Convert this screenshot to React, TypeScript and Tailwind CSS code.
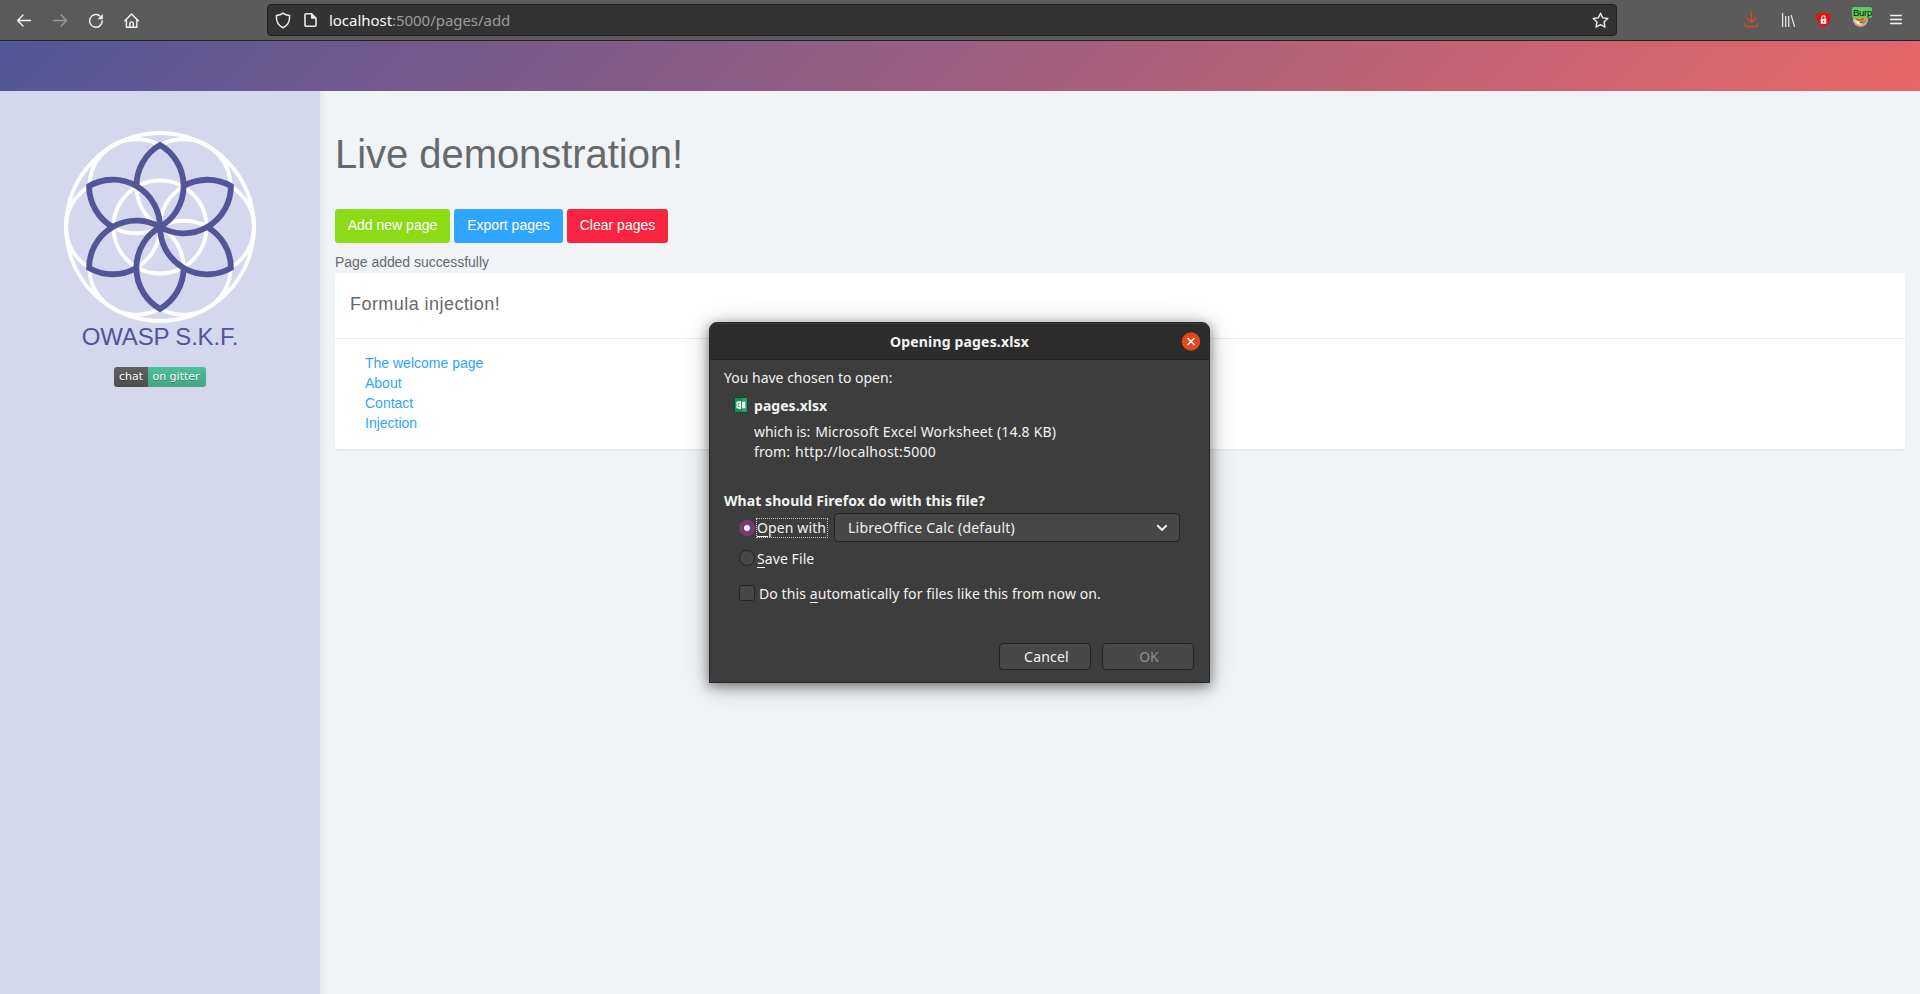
import type { ReactNode } from "react";

const PETALS = [0, 60, 120, 180, 240, 300];
const RINGS: [number, number][] = [
  [47, 0],
  [23.5, 40.7],
  [-23.5, 40.7],
  [-47, 0],
  [-23.5, -40.7],
  [23.5, -40.7],
];

function FlowerLogo() {
  return (
    <svg className="h-[192px] w-[192px]" viewBox="-96 -96 192 192" fill="none">
      <g stroke="#ffffff" strokeWidth="3.9">
        <circle r="94" />
        <circle r="46.500" />
        {RINGS.map(([x, y]) => (
          <circle key={`${x},${y}`} cx={x} cy={y} r="47" />
        ))}
      </g>
      <g stroke="#525596" strokeWidth="5.8" strokeMiterlimit="10">
        {PETALS.map((a) => (
          <path
            key={a}
            transform={`rotate(${a})`}
            d="M-23.6 -40.9A47.3 47.3 0 0 1 0 -81.9A47.3 47.3 0 0 1 0 0"
          />
        ))}
      </g>
    </svg>
  );
}

function Toolbar() {
  return (
    <header className="flex h-[41px] items-start border-b border-[#222222] bg-[#5b5b5b] font-['Noto_Sans',sans-serif]">
      <div className="flex w-[267px] items-center gap-[20px] pt-[13px] pl-[16px]">
        <svg className="size-4" viewBox="0 0 16 16" fill="none" stroke="#f3f3f3" strokeWidth="1.4" strokeLinecap="round" strokeLinejoin="round">
          <path d="M14.600 7.500H1.600M7 2.100L1.600 7.500l5.400 5.400" />
        </svg>
        <svg className="size-4" viewBox="0 0 16 16" fill="none" stroke="#9a9a9a" strokeWidth="1.4" strokeLinecap="round" strokeLinejoin="round">
          <path d="M1.500 7.500h13M9.100 2.100l5.400 5.400-5.400 5.400" />
        </svg>
        <svg className="size-4" viewBox="0 0 16 16" fill="none" stroke="#f3f3f3" strokeWidth="1.5" strokeLinecap="round">
          <path d="M11.600 2.800A6.300 6.300 0 1 0 14.200 8" />
          <path d="M14.800 1v5.200H9.600z" fill="#f3f3f3" stroke="none" />
        </svg>
        <svg className="size-4" viewBox="0 0 16 16" fill="none" stroke="#f3f3f3" strokeWidth="1.4" strokeLinecap="round" strokeLinejoin="round">
          <path d="M0.900 7.700L7.600 1l6.700 6.700M2.400 6.600v7.700h10.400V6.600M5.900 14.200v-3.600a1.700 1.700 0 0 1 3.400 0v3.600" />
        </svg>
      </div>
      <div className="mt-[4px] flex h-[32px] w-[1350px] items-center rounded-[4px] border border-[#202020] bg-[#333333] pl-[7px]">
        <svg className="mr-[13px] h-[17px] w-4" viewBox="0 0 16 17" fill="none" stroke="#ededed" strokeWidth="1.5" strokeLinejoin="round">
          <path d="M8 1.200C6.300 2.600 3.700 3.300 1.400 3.400C1.200 8.400 2.700 13.600 8 15.700C13.300 13.600 14.800 8.400 14.600 3.400C12.300 3.300 9.700 2.600 8 1.200z" />
        </svg>
        <svg className="mr-[12px] h-4 w-[13px]" viewBox="0 0 13 16" fill="none" stroke="#ededed" strokeWidth="1.6" strokeLinejoin="round">
          <path d="M7.600 1.800H2a1 1 0 0 0-1 1v10.400a1 1 0 0 0 1 1h9a1 1 0 0 0 1-1V6.200z" />
          <path d="M7.400 1.800v4.400h4.400z" fill="#ededed" strokeWidth="1" />
        </svg>
        <p className="flex-1 text-[15px] leading-5 tracking-[-0.04px] whitespace-pre text-[#9b9b9b]">
          <span className="text-[#f9f9fa]">localhost</span>:5000/pages/add
        </p>
        <svg className="mr-[7px] h-[17px] w-[17px]" viewBox="0 0 17 17" fill="none" stroke="#ededed" strokeWidth="1.4" strokeLinejoin="round">
          <path d="M8.500 1.200l2.200 4.700 5.100.6-3.800 3.500 1 5.100-4.500-2.500L4 15.100l1-5.100L1.200 6.500l5.100-.6z" />
        </svg>
      </div>
      <div className="flex flex-1 items-start pl-[127px]">
        <svg className="mt-[12px] h-4 w-[15px]" viewBox="0 0 15 16" fill="none" stroke="#d9491a" strokeWidth="1.4" strokeLinecap="round" strokeLinejoin="round">
          <path d="M7.400.8v9.400M3.200 6.200l4.200 4.200 4.200-4.200M1 11.600v1.600a1.300 1.300 0 0 0 1.300 1.300h10.200a1.300 1.300 0 0 0 1.300-1.300v-1.600" />
        </svg>
        <svg className="mt-[13px] ml-[22px] h-[15px] w-[15px]" viewBox="0 0 15 15" fill="none" stroke="#ededed" strokeWidth="1.2">
          <path d="M1.600 0v14M4.700 3v11M7.700 3v11M10.200 2.200l3.400 11.600" />
        </svg>
        <svg className="mt-[12px] ml-[20px] h-4 w-[15px]" viewBox="0 0 15 16">
          <path d="M7.500 0C5.200 1.400 2.800 1.900.5 2c-.4 6 1.600 11.200 7 13.600C12.900 13.200 14.900 8 14.500 2 12.200 1.900 9.800 1.400 7.500 0z" fill="#f20d0d" />
          <path d="M4.700 7h5.600v4.900H4.700z" fill="#fff" />
          <path d="M5.800 7.200V5.400a1.700 1.700 0 0 1 3.400 0v1.800" fill="none" stroke="#fff" strokeWidth="1.1" />
          <path d="M7.100 8.500h.8v1.900h-.8z" fill="#f20d0d" />
        </svg>
        <div className="relative mt-[7px] ml-[21px] h-[21px] w-[20px]">
          <svg className="absolute top-[4px] left-[1px] size-4" viewBox="0 0 16 16">
            <circle cx="7.500" cy="8" r="7.700" fill="#b9b5ae" />
            <path d="M1.500 6.500C1 11 4 14.300 7.500 14.300S14 11 13.500 6.500L11 5H4z" fill="#f0973a" />
            <path d="M1.200 9c1.300 4 5 5.600 8.300 4.500L6.500 10.500z" fill="#f4ead9" />
            <path d="M3.500 8.300l3.300 1 4-1.600M6.500 12l4-1.500" stroke="#7a4a1d" strokeWidth="1" fill="none" />
            <path d="M10.500 12.500L13.600 8" stroke="#5b88a8" strokeWidth="1" />
          </svg>
          <div className="absolute top-0 left-0 h-[11px] w-[20px] rounded-[2px] bg-[#5fc95f] pl-[1px] font-['Liberation_Sans',sans-serif] text-[9.5px] leading-[11px] tracking-[-0.3px] whitespace-pre text-[#111111]">
            Burp
          </div>
        </div>
        <svg className="mt-[14px] ml-[18px] h-[12px] w-[12px]" viewBox="0 0 12 12" stroke="#f3f3f3" strokeWidth="1.3" strokeLinecap="round">
          <path d="M.6 1.500h10.800M.6 5.500h10.800M.6 9.500h10.800" />
        </svg>
      </div>
    </header>
  );
}

function ActionButton({ className, children }: { className: string; children: ReactNode }) {
  return (
    <button className={`flex h-[34px] justify-center rounded-[3px] pt-[6px] text-[14px] leading-5 whitespace-nowrap text-white ${className}`}>
      {children}
    </button>
  );
}

function Sidebar() {
  return (
    <aside className="flex w-[320px] flex-col items-center bg-[#d5d7ee] pt-[40px]">
      <FlowerLogo />
      <h2 className="text-[24px] leading-[28px] tracking-[-0.2px] text-[#525596]">OWASP S.K.F.</h2>
      <div className="mt-[16px] flex h-[20px] overflow-hidden rounded-[3px] font-['DejaVu_Sans',sans-serif] text-[11px] leading-[20px] text-white [text-shadow:0_1px_0_rgba(1,1,1,0.3)]">
        <span className="w-[34px] bg-linear-to-b from-[#606060] to-[#4e4e4e] text-center">chat</span>
        <span className="w-[58px] bg-linear-to-b from-[#50be9b] to-[#40a685] pr-[2px] text-center">on gitter</span>
      </div>
    </aside>
  );
}

const LINKS = ["The welcome page", "About", "Contact", "Injection"];

function Content() {
  return (
    <main className="flex-1 bg-[#f0f4f7] bg-[linear-gradient(to_right,rgba(0,0,0,0.045),transparent_8px)] pt-[39px] pr-[15px] pl-[15px] text-[#66696c]">
      <h1 className="text-[40px] leading-[48px] tracking-[-0.05px]">Live demonstration!</h1>
      <div className="mt-[31px] flex gap-[4px]">
        <ActionButton className="w-[115px] bg-[#8bdb17]">Add new page</ActionButton>
        <ActionButton className="w-[109px] bg-[#30a5ff]">Export pages</ActionButton>
        <ActionButton className="w-[101px] bg-[#f9243f]">Clear pages</ActionButton>
      </div>
      <p className="mt-[9px] text-[14px] leading-5 tracking-[-0.04px]">Page added successfully</p>
      <section className="mt-px h-[176px] rounded-[4px] bg-white shadow-[0_1px_2px_rgba(0,0,0,0.08)]">
        <h3 className="h-[66px] border-b border-[#e9ecf2] pt-[18px] pl-[15px] text-[18px] leading-[26px] tracking-[0.45px]">
          Formula injection!
        </h3>
        <ul className="pt-[14px] pl-[30px] text-[14px] leading-5 text-[#30a5ff]">
          {LINKS.map((l) => (
            <li key={l}>{l}</li>
          ))}
        </ul>
      </section>
    </main>
  );
}

function Key({ children }: { children: ReactNode }) {
  return <span className="inline-block h-[19px] border-b border-white">{children}</span>;
}

function DownloadDialog() {
  return (
    <div className="absolute top-[322px] left-[709px] flex h-[361px] w-[501px] flex-col overflow-hidden rounded-t-[8px] border border-[#272727] bg-[#3d3d3d] font-['Noto_Sans',sans-serif] text-[14px] leading-5 whitespace-pre text-[#f3f3f2] shadow-[0_3px_12px_1px_rgba(0,0,0,0.4),0_4px_28px_rgba(0,0,0,0.2)]">
      <div className="flex h-[37px] items-center border-t border-b border-t-[#3a3a3a] border-b-[#222222] bg-[#2c2c2c]">
        <div className="w-[28px]" />
        <h2 className="flex-1 text-center font-bold tracking-[0.17px]">Opening pages.xlsx</h2>
        <svg className="mr-[8px] size-5" viewBox="0 0 20 20">
          <circle cx="10" cy="9.500" r="9.200" fill="#e2491a" />
          <path d="M6.500 6l7 7M13.500 6l-7 7" stroke="#fff" strokeWidth="1.500" />
        </svg>
      </div>
      <div className="flex flex-1 flex-col pt-[8px] pl-[14px]">
        <p>You have chosen to open:</p>
        <div className="mt-[8px] flex pl-[10px]">
          <svg className="mt-[1px] mr-[6px] h-4 w-[14px]" viewBox="0 0 14 16">
            <rect x=".5" y=".5" width="13" height="15" rx="1.500" fill="#169154" stroke="#0c4a2b" />
            <path d="M8 1h5v14H8z" fill="#22a565" />
            <path d="M2.500 4.700L7 4v8l-4.500-.7zM8 4.700h3.300v6.600H8z" fill="#fff" />
            <path d="M5.700 6.300H4.200v3.200h1.500" fill="none" stroke="#169154" strokeWidth=".8" />
          </svg>
          <p className="font-bold tracking-[0.04px]">pages.xlsx</p>
        </div>
        <p className="mt-[6px] pl-[30px] tracking-[0.19px]">
          <span className="tracking-[-0.02px]">which is:</span>
          <span className="ml-[5px]">Microsoft Excel Worksheet (14.8 KB)</span>
        </p>
        <p className="pl-[30px] tracking-[0.21px]">
          <span className="tracking-[0.08px]">from:</span>
          <span className="ml-[5px]">http://localhost:5000</span>
        </p>
        <p className="mt-[29px] font-bold tracking-[0.07px]">What should Firefox do with this file?</p>
        <div className="mt-[2px] flex h-[29px] items-center pl-[15px]">
          <span className="flex size-4 items-center justify-center rounded-full bg-[#763c71]">
            <span className="size-[6px] rounded-full bg-white" />
          </span>
          <span className="ml-px h-[20px] w-[72px] pl-px leading-[19px] tracking-[0.12px] outline-1 outline-offset-[-1px] outline-[#c8c8c8] outline-dotted">
            <Key>O</Key>pen with
          </span>
          <div className="ml-[6px] flex h-[29px] w-[346px] items-center rounded-[4px] border border-[#222222] bg-[#474747] pl-[13px]">
            <span className="flex-1 tracking-[0.23px]">LibreOffice Calc (default)</span>
            <svg className="mr-[11px] h-[8px] w-[12px]" viewBox="0 0 12 8" fill="none" stroke="#f3f3f3" strokeWidth="2">
              <path d="M1.300 1.200L6 5.900l4.700-4.700" />
            </svg>
          </div>
        </div>
        <div className="mt-[7px] flex pl-[15px]">
          <span className="mt-px size-4 rounded-full border border-[#242424] bg-[#474747]" />
          <span className="ml-[2px] tracking-[0.08px]">
            <Key>S</Key>ave File
          </span>
        </div>
        <div className="mt-[15px] flex pl-[15px]">
          <span className="mt-px size-4 rounded-[3px] border border-[#242424] bg-[#474747]" />
          <span className="ml-[4px] tracking-[0.09px]">
            Do this <Key>a</Key>utomatically for files like this from now on.
          </span>
        </div>
        <div className="mt-auto mr-[15px] mb-[12px] flex justify-end gap-[11px]">
          <button className="h-[27px] w-[92px] rounded-[4px] border border-[#222222] bg-[#474747] pl-[3px] tracking-[0.2px]">Cancel</button>
          <button className="h-[27px] w-[92px] rounded-[4px] border border-[#222222] bg-[#474747] pl-[2px] text-[#8e8e8e]">OK</button>
        </div>
      </div>
    </div>
  );
}

export default function App() {
  return (
    <div className="relative flex h-[994px] w-[1920px] flex-col overflow-hidden font-['Liberation_Sans',sans-serif]">
      <Toolbar />
      <div className="h-[50px] bg-linear-[135deg,#525698,#e86768]" />
      <div className="flex flex-1">
        <Sidebar />
        <Content />
      </div>
      <DownloadDialog />
    </div>
  );
}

^^^^

EXERCISE REQUIREMENTS:
Read the lines above. Gather those in which the string "this" is found.

FINAL ANSWER:
Convert this screenshot to React, TypeScript and Tailwind CSS code.
        <p className="mt-[29px] font-bold tracking-[0.07px]">What should Firefox do with this file?</p>
            Do this <Key>a</Key>utomatically for files like this from now on.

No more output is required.